─── Material shown

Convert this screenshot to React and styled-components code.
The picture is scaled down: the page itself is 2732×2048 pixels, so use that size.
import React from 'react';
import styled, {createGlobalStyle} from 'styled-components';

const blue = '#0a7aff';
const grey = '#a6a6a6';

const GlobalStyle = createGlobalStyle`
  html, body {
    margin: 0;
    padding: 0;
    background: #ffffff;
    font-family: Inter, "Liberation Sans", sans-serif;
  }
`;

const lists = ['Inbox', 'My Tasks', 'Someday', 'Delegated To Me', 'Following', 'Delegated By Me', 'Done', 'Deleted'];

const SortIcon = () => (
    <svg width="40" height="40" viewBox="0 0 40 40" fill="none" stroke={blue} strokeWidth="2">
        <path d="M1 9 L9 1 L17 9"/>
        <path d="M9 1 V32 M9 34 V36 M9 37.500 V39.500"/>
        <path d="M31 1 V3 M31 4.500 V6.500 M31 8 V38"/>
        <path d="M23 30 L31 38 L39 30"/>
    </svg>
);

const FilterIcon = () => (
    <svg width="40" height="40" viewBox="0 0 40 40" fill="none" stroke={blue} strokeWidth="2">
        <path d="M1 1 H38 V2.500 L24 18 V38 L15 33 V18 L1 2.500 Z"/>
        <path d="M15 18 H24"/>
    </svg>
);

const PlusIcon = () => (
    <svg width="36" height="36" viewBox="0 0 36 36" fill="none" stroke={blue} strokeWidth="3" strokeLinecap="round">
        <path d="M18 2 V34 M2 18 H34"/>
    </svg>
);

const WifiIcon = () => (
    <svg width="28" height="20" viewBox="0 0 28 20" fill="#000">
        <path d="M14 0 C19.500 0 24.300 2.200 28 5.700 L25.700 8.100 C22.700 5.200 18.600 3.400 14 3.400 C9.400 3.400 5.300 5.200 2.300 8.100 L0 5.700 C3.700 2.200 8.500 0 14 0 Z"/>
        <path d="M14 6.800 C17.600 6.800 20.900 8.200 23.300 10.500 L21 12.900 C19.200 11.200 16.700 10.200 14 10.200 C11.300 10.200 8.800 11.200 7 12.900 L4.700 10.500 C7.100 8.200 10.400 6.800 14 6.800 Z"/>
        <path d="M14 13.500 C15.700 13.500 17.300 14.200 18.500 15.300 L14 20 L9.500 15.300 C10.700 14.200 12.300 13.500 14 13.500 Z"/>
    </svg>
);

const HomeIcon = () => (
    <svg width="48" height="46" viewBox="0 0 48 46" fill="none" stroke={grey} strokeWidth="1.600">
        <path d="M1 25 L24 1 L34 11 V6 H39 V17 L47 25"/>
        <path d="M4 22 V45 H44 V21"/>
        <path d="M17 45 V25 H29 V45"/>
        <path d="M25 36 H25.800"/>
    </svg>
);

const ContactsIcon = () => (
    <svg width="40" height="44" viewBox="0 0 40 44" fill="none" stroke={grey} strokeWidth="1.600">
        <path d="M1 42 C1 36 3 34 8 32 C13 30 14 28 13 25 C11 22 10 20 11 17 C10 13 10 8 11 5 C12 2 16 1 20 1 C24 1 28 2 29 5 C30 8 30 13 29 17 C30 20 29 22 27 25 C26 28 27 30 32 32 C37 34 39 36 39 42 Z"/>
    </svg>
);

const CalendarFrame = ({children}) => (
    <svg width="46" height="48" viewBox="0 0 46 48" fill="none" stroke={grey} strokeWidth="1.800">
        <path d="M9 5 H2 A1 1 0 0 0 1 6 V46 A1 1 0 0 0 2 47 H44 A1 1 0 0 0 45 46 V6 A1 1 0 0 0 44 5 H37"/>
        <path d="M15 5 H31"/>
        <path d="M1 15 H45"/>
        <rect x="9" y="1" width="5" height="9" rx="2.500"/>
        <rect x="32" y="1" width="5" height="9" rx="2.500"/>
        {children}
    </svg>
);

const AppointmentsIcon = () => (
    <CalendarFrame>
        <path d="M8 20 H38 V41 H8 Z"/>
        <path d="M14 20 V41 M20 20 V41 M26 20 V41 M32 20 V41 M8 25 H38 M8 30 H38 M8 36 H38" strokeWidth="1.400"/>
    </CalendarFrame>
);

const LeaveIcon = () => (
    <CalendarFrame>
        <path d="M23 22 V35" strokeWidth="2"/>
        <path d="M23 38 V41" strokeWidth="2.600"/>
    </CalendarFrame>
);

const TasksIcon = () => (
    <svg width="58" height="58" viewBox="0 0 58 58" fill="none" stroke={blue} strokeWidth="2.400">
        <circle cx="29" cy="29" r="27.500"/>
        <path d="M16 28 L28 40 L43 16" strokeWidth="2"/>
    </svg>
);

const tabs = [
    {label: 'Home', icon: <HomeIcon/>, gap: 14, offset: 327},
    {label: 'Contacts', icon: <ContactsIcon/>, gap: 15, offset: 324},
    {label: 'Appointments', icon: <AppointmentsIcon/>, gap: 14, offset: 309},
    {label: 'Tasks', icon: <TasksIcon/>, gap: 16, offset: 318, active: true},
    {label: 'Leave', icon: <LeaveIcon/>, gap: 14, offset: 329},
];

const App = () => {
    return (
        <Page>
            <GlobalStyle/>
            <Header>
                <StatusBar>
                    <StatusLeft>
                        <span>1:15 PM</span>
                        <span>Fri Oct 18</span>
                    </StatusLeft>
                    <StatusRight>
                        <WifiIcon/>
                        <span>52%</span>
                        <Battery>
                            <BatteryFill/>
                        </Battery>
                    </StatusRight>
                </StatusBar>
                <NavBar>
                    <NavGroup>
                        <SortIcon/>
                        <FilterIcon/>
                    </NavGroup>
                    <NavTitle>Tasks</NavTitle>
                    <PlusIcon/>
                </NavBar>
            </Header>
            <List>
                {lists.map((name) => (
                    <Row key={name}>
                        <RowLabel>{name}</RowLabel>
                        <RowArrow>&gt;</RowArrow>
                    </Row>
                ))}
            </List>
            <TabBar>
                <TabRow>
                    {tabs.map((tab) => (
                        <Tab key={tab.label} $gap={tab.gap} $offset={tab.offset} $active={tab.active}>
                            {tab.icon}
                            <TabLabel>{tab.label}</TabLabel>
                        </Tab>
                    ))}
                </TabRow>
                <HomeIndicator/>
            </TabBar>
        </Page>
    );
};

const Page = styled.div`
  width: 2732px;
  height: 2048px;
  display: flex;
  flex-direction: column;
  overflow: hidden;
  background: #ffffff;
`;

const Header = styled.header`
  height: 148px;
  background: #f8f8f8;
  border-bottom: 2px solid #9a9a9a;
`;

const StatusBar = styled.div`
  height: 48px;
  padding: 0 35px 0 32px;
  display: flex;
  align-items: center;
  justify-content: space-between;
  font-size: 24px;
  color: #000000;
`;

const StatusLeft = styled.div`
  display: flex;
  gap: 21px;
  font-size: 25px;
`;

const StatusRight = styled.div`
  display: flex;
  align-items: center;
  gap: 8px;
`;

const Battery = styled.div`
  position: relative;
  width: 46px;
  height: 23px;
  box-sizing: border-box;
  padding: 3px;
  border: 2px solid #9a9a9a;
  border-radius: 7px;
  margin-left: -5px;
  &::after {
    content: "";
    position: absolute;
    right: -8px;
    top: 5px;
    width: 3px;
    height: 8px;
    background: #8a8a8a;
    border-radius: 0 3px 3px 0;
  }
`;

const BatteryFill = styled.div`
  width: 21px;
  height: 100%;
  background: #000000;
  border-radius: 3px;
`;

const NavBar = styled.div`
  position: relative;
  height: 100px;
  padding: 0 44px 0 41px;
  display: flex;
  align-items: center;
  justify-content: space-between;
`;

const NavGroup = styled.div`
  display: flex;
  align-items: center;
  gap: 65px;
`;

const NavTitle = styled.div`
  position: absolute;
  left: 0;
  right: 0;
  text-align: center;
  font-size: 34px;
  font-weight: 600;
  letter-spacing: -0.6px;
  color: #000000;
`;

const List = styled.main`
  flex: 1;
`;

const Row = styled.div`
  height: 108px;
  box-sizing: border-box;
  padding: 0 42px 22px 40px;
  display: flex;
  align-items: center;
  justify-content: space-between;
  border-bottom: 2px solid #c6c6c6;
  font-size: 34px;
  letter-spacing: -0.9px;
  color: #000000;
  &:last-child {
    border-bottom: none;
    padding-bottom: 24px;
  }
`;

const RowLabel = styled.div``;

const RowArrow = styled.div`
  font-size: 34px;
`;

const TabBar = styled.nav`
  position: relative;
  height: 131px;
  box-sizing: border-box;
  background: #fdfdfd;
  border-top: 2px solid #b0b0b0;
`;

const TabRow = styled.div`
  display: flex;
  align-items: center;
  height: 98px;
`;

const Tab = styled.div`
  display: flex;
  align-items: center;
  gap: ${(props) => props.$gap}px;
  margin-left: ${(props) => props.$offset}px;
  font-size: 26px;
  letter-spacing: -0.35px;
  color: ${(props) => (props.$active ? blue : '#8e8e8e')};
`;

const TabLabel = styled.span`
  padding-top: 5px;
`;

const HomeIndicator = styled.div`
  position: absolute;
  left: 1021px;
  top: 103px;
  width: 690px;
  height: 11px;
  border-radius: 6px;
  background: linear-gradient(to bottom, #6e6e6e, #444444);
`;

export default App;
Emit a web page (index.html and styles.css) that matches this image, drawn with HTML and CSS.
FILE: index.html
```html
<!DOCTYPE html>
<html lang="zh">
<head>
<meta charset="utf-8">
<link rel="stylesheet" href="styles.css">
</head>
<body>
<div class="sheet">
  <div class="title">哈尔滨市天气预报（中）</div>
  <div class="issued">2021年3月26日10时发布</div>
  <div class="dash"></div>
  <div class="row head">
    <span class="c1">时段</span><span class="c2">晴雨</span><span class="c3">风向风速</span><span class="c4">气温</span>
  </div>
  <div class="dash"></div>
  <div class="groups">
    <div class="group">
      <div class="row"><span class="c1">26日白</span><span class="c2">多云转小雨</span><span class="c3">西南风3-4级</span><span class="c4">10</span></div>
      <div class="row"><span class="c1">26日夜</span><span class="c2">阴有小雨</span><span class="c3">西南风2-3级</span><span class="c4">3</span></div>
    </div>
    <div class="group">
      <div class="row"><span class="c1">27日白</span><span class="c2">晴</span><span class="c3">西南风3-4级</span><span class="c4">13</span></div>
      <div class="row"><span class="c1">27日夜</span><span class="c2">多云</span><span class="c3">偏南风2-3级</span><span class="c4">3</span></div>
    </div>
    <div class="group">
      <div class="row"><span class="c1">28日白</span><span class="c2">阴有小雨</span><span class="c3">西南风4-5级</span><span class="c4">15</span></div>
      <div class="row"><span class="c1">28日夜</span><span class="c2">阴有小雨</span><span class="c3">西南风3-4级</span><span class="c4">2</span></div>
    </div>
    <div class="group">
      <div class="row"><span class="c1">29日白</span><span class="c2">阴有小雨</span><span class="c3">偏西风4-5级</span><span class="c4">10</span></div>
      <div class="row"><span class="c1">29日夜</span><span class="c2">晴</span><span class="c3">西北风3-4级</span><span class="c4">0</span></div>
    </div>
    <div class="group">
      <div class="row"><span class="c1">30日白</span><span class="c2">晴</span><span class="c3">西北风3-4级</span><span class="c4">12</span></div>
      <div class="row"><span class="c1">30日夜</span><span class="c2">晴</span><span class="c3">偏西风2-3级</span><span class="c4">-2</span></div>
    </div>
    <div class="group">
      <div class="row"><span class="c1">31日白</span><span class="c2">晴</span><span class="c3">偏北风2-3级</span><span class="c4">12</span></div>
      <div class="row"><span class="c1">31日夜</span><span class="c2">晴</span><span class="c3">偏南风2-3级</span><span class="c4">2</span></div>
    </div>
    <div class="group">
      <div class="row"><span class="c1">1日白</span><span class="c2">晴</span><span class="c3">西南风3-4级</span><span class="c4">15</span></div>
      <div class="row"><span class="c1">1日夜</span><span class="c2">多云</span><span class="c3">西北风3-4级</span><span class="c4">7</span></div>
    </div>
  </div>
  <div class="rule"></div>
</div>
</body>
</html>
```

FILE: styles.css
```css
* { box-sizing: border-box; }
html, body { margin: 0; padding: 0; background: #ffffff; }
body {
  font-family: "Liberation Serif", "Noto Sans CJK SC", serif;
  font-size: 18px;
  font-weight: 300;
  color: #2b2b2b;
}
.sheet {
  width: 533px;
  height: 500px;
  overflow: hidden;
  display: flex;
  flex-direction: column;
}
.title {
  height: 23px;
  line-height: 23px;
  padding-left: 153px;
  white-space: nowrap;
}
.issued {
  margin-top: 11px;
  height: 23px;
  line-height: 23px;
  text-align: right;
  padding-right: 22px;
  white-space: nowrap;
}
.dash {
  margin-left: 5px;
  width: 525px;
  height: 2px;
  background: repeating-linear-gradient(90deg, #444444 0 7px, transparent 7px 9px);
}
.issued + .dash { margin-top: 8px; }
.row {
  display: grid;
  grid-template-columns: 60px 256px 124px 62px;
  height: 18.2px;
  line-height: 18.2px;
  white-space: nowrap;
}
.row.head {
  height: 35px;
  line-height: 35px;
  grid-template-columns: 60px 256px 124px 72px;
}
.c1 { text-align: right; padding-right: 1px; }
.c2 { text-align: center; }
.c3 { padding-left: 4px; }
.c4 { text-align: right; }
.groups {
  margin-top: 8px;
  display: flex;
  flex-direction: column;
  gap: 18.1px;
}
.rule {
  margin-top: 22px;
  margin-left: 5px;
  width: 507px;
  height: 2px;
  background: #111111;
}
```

──────

Given problem :: Write out, unaltered, the lines from the opening of the listing through the line that includes "const grey = '#a6a6a6';".

Exercise response ::
Convert this screenshot to React and styled-components code.
The picture is scaled down: the page itself is 2732×2048 pixels, so use that size.
import React from 'react';
import styled, {createGlobalStyle} from 'styled-components';

const blue = '#0a7aff';
const grey = '#a6a6a6';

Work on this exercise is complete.